Mendocino County, on California's North Coast, has decided to hold off on renewing a contract with a controversial federal agency that kills predators and other animals. The move came as a result of a lawsuit filed in November by wildlife protection activists, who charged the county had violated state law in renewing its contract with the agency, which has attracted increasing controversy over its aims and methods.
Wildlife Services, an agency within the U.S. Department of Agriculture, kills approximately 80,000 wild animals annually in California, usually at the behest of agricultural interests. Coyotes are a primary target of Wildlife Services' activities, but the agency also kills pumas, foxes, and bears, as well as non-target animals such as raptors and even household pets.
Activists had urged Mendocino County in 2014 not to renew its contract with Wildlife Services, citing successful programs in neighboring Marin and Sonoma counties to manage predators through non-lethal means. Mendocino County supervisors went ahead and renewed the contract anyway, prompting several groups and a county resident to file suit against the county in November.
The plaintiffs charged that the County had violated the California Environmental Quality Act by failing to conduct an environmental review of Wildlife Services' activities before renewing its contract with the federal agency. Under the terms of the previous contract, the county had agreed to pay Wildlife Services $142,356 in exchange for killing hundreds of coyotes each year, along with bobcats, bears, and foxes.
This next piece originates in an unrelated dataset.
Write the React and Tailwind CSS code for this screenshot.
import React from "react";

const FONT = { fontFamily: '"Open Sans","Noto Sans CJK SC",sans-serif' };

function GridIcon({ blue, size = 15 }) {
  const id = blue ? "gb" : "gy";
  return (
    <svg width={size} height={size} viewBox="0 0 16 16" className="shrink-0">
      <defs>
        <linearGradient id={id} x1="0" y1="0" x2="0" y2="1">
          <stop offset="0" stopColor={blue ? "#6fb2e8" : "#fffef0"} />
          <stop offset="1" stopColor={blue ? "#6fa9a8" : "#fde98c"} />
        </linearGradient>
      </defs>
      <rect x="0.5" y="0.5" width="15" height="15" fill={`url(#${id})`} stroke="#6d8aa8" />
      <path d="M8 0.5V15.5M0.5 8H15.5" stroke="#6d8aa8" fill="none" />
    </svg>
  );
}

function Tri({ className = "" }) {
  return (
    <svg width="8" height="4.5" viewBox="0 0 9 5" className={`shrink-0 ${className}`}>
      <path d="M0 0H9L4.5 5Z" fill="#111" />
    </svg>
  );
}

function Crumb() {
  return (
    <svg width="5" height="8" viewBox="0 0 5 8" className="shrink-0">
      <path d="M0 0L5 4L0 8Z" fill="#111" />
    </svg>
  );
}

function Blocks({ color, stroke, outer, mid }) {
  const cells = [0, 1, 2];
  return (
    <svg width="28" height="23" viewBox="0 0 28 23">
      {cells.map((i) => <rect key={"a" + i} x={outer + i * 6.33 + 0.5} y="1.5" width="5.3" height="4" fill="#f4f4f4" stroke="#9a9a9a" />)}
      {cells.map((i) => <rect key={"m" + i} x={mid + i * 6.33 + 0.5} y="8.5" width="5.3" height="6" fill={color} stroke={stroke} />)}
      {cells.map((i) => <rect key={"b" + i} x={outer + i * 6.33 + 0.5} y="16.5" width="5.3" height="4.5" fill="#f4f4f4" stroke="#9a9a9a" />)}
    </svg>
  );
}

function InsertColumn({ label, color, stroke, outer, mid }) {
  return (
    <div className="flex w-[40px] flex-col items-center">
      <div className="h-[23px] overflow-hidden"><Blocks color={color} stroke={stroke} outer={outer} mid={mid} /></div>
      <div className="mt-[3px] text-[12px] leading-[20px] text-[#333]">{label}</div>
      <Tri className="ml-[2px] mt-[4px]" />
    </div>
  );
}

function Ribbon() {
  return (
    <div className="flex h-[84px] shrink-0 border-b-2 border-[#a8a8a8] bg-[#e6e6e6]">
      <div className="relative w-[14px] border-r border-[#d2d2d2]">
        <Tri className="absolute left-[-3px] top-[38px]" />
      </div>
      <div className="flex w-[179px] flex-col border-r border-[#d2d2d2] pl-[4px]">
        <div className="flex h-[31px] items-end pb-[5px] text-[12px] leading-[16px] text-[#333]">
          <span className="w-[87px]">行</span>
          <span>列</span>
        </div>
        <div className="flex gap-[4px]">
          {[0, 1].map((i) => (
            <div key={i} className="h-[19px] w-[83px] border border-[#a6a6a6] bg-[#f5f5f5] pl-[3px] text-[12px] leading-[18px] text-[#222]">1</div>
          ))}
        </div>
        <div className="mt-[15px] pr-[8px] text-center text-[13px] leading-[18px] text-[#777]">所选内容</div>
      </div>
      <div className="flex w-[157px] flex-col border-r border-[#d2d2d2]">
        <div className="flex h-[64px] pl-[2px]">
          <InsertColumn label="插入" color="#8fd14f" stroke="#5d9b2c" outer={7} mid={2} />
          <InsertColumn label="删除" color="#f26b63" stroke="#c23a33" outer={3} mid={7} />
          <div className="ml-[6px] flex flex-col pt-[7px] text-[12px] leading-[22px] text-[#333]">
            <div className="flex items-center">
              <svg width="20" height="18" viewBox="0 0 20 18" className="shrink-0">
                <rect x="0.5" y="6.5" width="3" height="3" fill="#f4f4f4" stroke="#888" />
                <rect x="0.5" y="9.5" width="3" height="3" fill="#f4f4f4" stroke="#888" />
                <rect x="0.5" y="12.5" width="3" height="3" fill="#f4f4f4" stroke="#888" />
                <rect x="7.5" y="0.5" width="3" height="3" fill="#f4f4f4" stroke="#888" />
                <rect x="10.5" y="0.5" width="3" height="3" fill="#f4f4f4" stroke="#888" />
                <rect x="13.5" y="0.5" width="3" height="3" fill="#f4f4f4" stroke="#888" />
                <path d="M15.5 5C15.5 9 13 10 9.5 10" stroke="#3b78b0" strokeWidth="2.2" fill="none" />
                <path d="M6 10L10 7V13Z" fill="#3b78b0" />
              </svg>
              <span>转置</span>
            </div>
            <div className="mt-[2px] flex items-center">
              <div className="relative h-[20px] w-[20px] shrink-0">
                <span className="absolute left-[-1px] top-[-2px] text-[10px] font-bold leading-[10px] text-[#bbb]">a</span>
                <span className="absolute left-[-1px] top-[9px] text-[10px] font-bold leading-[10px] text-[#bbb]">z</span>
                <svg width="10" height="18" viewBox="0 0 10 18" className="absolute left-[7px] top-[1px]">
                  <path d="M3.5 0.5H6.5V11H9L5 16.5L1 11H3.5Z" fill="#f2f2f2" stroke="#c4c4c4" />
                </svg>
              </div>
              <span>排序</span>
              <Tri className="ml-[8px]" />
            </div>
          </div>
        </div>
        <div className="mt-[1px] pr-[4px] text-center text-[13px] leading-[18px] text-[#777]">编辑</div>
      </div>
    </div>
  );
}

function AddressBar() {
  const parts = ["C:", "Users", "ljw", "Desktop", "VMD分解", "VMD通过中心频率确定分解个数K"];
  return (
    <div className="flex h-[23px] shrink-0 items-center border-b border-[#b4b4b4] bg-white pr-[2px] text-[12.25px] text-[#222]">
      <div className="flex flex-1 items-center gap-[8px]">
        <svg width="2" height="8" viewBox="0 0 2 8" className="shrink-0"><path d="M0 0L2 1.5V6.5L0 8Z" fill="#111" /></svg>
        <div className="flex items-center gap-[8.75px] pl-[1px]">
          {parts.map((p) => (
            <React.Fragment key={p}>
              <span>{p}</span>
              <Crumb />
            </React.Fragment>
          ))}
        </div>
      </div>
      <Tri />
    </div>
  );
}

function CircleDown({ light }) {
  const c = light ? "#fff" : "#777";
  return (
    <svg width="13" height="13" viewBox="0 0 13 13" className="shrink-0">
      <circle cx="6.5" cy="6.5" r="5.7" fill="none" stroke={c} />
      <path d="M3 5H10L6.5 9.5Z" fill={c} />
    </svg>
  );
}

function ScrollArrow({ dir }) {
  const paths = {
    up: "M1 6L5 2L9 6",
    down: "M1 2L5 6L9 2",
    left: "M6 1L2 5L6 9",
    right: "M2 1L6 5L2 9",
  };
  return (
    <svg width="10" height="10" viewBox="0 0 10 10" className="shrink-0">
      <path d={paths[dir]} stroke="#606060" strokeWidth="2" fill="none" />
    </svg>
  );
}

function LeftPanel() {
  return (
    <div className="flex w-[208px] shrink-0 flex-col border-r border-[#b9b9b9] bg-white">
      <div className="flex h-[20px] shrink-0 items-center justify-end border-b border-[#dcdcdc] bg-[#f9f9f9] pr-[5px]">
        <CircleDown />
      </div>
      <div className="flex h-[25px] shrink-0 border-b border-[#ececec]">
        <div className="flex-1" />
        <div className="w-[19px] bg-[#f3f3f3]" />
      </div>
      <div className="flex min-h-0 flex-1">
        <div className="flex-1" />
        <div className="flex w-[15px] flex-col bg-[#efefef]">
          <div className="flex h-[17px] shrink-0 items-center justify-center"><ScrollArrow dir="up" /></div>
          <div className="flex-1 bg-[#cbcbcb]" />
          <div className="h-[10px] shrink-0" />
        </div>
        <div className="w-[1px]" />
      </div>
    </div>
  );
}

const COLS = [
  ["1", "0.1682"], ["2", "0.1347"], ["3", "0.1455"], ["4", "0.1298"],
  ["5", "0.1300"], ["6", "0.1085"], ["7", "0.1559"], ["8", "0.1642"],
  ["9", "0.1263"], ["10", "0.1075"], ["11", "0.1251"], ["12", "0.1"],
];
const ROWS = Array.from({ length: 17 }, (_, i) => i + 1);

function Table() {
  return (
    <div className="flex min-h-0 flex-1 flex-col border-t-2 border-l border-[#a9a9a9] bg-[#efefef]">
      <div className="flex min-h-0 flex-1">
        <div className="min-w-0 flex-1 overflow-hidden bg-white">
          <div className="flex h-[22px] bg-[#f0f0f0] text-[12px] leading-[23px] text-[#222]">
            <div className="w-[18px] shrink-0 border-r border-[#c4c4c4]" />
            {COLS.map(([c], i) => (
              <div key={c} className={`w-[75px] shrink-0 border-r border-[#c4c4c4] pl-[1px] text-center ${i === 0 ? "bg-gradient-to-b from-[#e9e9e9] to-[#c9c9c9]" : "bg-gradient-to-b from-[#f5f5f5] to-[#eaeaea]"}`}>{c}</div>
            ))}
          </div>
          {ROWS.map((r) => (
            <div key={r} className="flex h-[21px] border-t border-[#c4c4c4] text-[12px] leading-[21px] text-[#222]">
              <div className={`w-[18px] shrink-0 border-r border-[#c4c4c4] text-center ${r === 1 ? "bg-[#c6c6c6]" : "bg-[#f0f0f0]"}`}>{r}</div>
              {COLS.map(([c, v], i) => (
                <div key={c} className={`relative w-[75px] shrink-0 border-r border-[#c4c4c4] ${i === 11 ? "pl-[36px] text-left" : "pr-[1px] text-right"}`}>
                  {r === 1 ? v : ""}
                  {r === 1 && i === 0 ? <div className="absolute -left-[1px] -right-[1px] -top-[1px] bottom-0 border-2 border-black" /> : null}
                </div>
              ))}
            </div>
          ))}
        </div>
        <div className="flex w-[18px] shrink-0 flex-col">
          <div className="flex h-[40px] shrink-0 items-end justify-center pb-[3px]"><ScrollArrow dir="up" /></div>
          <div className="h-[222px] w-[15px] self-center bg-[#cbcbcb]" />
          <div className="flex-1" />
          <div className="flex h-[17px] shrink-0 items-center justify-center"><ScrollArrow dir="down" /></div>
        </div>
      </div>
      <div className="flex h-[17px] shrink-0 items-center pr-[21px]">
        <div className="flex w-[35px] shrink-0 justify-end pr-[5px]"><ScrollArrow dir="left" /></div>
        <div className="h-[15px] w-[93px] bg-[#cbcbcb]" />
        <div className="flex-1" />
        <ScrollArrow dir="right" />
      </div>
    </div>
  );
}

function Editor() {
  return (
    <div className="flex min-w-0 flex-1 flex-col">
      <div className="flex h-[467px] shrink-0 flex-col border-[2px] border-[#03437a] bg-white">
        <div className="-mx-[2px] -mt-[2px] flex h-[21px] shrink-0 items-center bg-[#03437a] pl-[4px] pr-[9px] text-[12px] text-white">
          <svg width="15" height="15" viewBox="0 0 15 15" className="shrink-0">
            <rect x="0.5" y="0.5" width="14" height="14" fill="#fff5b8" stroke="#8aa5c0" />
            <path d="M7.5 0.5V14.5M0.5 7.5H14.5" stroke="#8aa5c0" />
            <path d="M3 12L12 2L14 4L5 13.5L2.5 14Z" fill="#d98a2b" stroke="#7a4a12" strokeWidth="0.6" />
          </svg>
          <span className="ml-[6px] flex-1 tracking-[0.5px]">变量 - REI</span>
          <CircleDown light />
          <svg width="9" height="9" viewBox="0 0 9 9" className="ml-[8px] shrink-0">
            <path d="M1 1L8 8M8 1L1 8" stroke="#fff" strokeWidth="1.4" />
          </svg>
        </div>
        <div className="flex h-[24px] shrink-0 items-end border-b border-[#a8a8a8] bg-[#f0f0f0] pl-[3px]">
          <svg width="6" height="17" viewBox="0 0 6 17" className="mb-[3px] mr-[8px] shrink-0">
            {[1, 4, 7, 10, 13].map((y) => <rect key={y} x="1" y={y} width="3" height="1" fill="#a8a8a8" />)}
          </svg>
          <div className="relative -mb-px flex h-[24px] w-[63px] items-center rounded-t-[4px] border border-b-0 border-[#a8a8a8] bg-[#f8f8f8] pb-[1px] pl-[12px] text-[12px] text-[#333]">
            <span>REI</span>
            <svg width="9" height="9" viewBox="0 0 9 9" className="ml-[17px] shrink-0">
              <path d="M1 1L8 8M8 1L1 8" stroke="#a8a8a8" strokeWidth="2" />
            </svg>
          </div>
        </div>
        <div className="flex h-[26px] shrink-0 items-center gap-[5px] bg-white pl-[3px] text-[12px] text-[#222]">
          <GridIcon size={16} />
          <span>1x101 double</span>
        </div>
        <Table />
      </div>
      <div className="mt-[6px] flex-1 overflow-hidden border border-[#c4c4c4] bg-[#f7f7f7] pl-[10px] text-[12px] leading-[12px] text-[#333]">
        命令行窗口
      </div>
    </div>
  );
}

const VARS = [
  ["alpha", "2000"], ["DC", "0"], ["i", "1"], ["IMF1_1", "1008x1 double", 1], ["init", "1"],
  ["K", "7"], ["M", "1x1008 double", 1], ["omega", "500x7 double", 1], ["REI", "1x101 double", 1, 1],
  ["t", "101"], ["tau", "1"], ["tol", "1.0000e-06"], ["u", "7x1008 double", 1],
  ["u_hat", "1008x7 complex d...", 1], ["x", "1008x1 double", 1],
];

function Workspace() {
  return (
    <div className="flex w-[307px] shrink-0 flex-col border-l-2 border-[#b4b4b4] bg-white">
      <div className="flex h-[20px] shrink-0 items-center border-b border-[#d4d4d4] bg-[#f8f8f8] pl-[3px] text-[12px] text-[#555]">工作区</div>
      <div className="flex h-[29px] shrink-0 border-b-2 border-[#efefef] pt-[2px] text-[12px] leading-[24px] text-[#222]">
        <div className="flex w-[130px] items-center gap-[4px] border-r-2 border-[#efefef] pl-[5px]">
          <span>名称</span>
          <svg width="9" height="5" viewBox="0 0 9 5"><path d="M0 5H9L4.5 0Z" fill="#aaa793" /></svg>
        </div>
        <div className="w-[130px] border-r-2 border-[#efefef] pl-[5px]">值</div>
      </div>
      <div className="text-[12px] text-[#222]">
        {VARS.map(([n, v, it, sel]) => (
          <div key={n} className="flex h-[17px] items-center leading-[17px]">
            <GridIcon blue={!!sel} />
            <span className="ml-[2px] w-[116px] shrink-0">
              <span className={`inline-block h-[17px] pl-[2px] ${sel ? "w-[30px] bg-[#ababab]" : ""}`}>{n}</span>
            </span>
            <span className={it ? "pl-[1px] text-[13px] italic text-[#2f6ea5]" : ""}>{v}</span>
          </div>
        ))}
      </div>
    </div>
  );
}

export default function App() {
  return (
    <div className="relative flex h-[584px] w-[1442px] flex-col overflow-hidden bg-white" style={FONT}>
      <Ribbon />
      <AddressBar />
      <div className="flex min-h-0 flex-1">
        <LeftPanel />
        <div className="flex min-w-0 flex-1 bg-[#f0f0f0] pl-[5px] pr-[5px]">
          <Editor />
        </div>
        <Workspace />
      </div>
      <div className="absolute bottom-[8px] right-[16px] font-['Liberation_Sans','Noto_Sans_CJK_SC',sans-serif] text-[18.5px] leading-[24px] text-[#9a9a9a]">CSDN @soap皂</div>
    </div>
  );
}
On Monday, Mendocino County supervisors agreed in a court settlement to suspend and review the contract, in return for which the plaintiffs -- Animal Legal Defense Fund, Animal Welfare Institute, Center for Biological Diversity, Natural Resources Defense Council, and Project Coyote -- dropped the lawsuit.
Sonoma County, to the south of Mendocino, severed its working relationship with Wildlife Services in 2013. Marin County has been prioritizing non-lethal predator management for 15 years, reducing livestock losses, predator mortality, and costs all at the same time.
As part of this new settlement, Mendocino County will assess some of those same non-lethal predator management techniques, and will conduct an environmental review before considering another contract with Wildlife Services.